Coral reefs: the base of our marine ecosystems, supporters of our fisheries, tourism industry, and shoreline protection. Unfortunately, such a valuable part of the marine ecosystem is up against harmful fishing practices, coastal construction, marine pollution, warming seas, and ocean acidification. With 60% of our coral reefs expected to be dead and gone in the next 30 years our reefs face an uncertain future. With the proper management the coral reefs can make a comeback. This initiative is dedicated to coral reef conservation, restoration, and research.
The sea turtle, a charismatic reptile that is as old as the disnosaurs, is now in trouble. Six out of seven species of sea turtles are either threatened or endangered. Sea turtles become bycatch, coastal development destroys nesting and feeding sites, they die from eating our trash, they are hunted for their meat, eggs, and shells, and warming temperatures are causing uneven gender ratios that lead to less breeding. This initiative aims to come up with solutions to these threats, and educate the public about this keystone species.

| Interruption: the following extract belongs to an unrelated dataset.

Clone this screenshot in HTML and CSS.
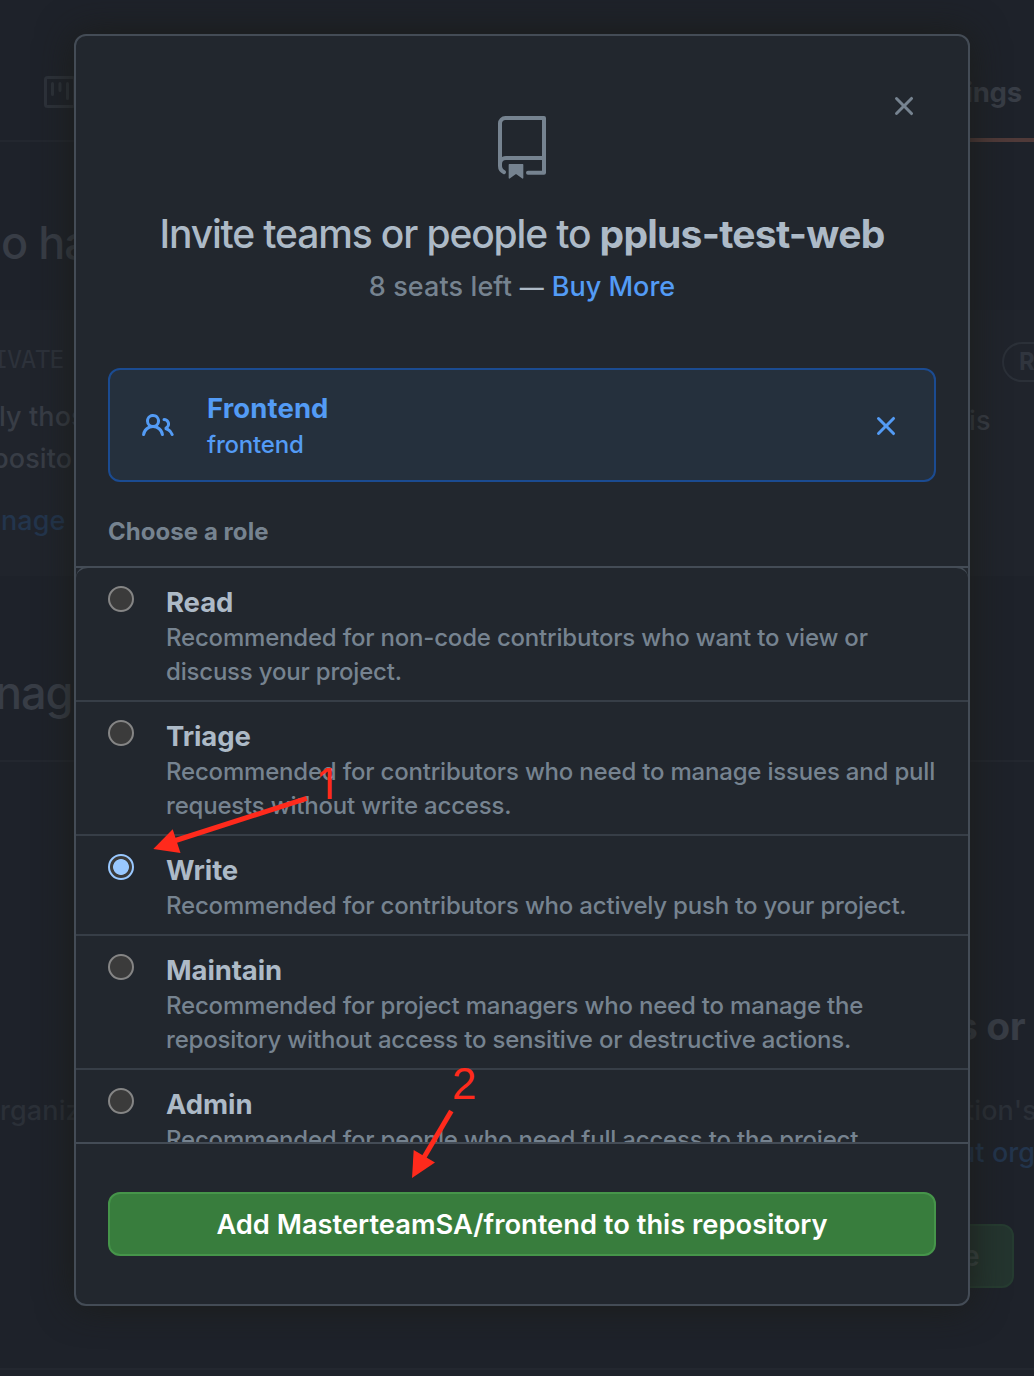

Our polar seas in the Antarctic and Arctic are full of life, but climate change is taking a toll on these polar regions. Much of this warming can be attributed to our use of fossil fuels. Fisheries are crashing, animals are drowning, and the livelihoods of those that live in these regions are disappearing with the ice. Arctic sea ice helps moderate our climate, and without it, the oceans warm up considerably faster. This initiative focuses on regulating fishing, carbon emissions, and the energy we produce and consume, so that our poles can continue to teem with life.